Start of Listed entries
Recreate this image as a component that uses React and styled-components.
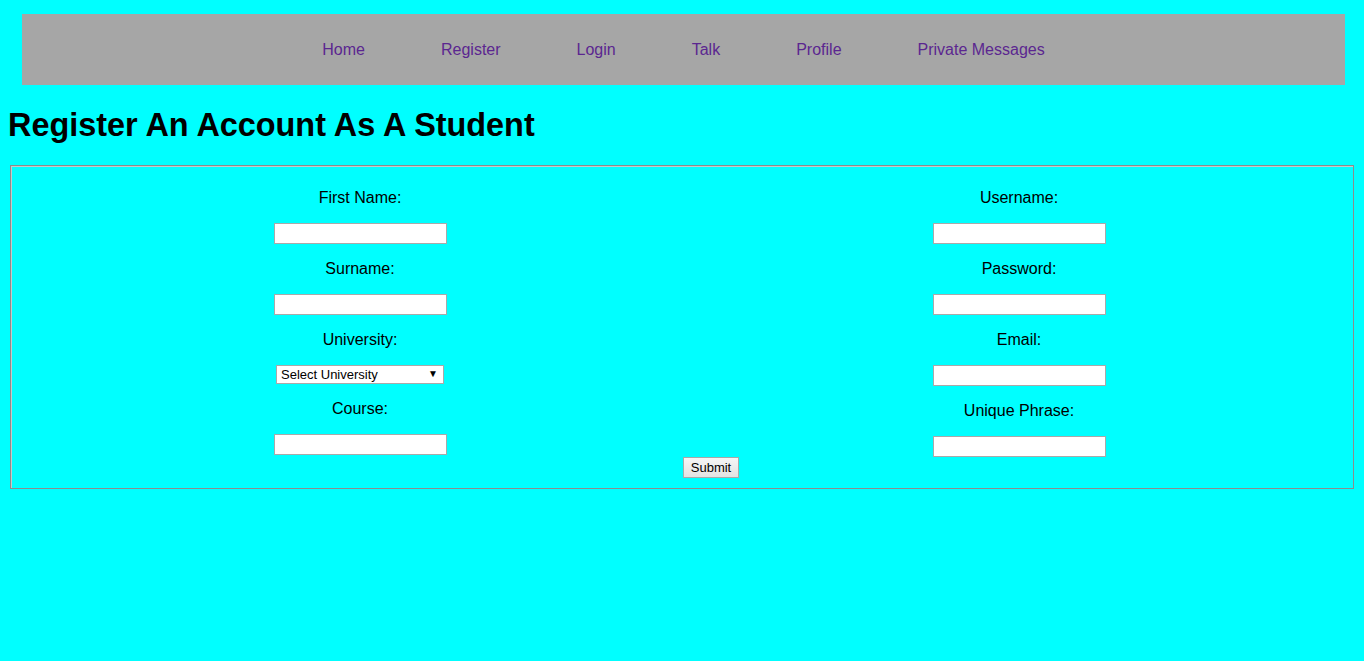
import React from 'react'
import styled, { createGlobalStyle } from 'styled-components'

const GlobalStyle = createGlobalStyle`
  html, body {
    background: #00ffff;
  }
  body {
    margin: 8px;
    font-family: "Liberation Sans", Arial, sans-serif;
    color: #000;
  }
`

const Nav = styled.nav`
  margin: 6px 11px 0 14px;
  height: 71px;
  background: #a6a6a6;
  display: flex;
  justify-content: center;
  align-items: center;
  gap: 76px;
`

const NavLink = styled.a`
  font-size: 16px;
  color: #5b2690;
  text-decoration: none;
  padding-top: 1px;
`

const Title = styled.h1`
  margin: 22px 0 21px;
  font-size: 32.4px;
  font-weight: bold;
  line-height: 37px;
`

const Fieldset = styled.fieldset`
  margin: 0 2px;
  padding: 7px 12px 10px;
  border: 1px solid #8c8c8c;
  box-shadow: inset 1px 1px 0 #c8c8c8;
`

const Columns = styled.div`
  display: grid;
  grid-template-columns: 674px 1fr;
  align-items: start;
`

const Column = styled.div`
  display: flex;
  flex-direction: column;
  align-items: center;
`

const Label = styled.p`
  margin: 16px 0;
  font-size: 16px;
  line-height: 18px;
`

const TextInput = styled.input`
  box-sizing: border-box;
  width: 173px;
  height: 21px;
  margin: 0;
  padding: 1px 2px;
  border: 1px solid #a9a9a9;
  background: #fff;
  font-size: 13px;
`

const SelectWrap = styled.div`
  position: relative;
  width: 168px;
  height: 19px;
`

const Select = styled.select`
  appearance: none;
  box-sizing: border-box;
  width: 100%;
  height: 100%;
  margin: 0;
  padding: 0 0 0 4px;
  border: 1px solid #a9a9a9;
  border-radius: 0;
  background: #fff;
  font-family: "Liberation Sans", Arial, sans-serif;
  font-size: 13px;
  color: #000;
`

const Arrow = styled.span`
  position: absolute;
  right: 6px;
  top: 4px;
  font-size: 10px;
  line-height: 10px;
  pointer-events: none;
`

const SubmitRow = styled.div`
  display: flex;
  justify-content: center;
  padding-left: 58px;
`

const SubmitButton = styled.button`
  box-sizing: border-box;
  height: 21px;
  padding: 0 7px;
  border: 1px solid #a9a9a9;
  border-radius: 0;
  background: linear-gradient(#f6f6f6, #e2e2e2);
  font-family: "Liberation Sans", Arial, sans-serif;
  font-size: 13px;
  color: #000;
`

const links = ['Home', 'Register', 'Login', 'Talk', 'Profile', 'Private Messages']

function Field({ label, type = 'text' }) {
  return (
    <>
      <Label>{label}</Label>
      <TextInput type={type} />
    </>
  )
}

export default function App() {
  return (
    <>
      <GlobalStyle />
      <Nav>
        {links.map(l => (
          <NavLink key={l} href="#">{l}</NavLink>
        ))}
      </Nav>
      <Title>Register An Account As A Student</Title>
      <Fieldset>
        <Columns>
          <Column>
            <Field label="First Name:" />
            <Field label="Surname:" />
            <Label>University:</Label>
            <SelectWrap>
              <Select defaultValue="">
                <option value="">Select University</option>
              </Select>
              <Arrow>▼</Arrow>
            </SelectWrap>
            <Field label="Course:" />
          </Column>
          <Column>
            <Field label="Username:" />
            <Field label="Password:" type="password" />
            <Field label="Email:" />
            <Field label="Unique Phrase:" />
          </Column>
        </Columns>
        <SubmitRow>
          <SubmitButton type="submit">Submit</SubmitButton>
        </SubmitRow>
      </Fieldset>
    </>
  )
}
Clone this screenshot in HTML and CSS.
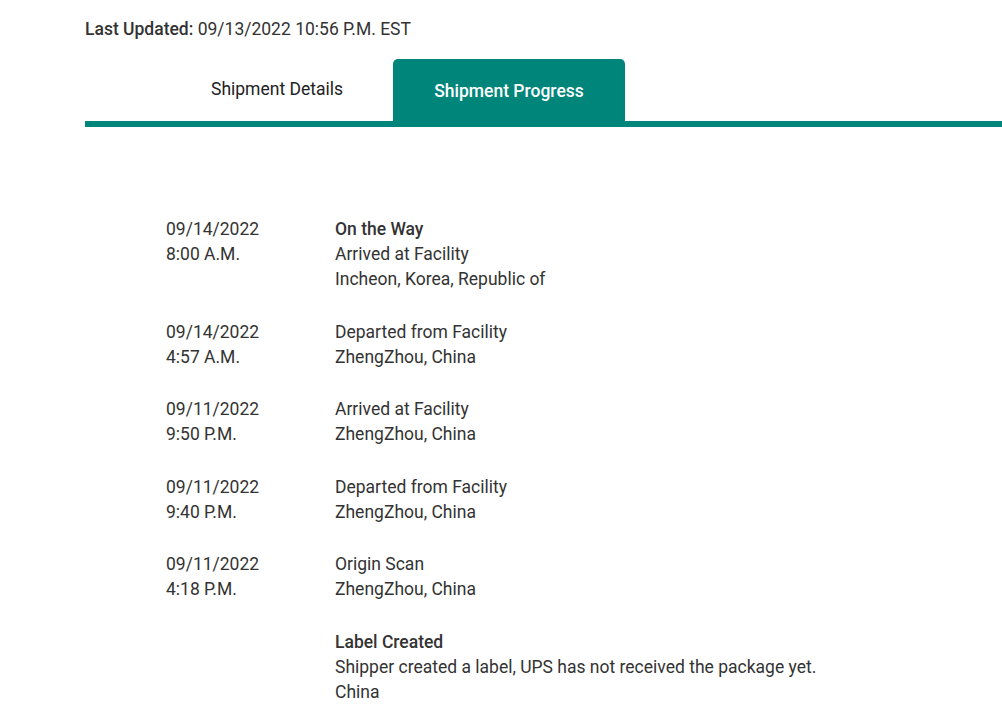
End of Listed entries
** Exercise details **
Which lines in the listing above hold the word "components"? Show each of them.

** Solution **
Recreate this image as a component that uses React and styled-components.
import styled, { createGlobalStyle } from 'styled-components'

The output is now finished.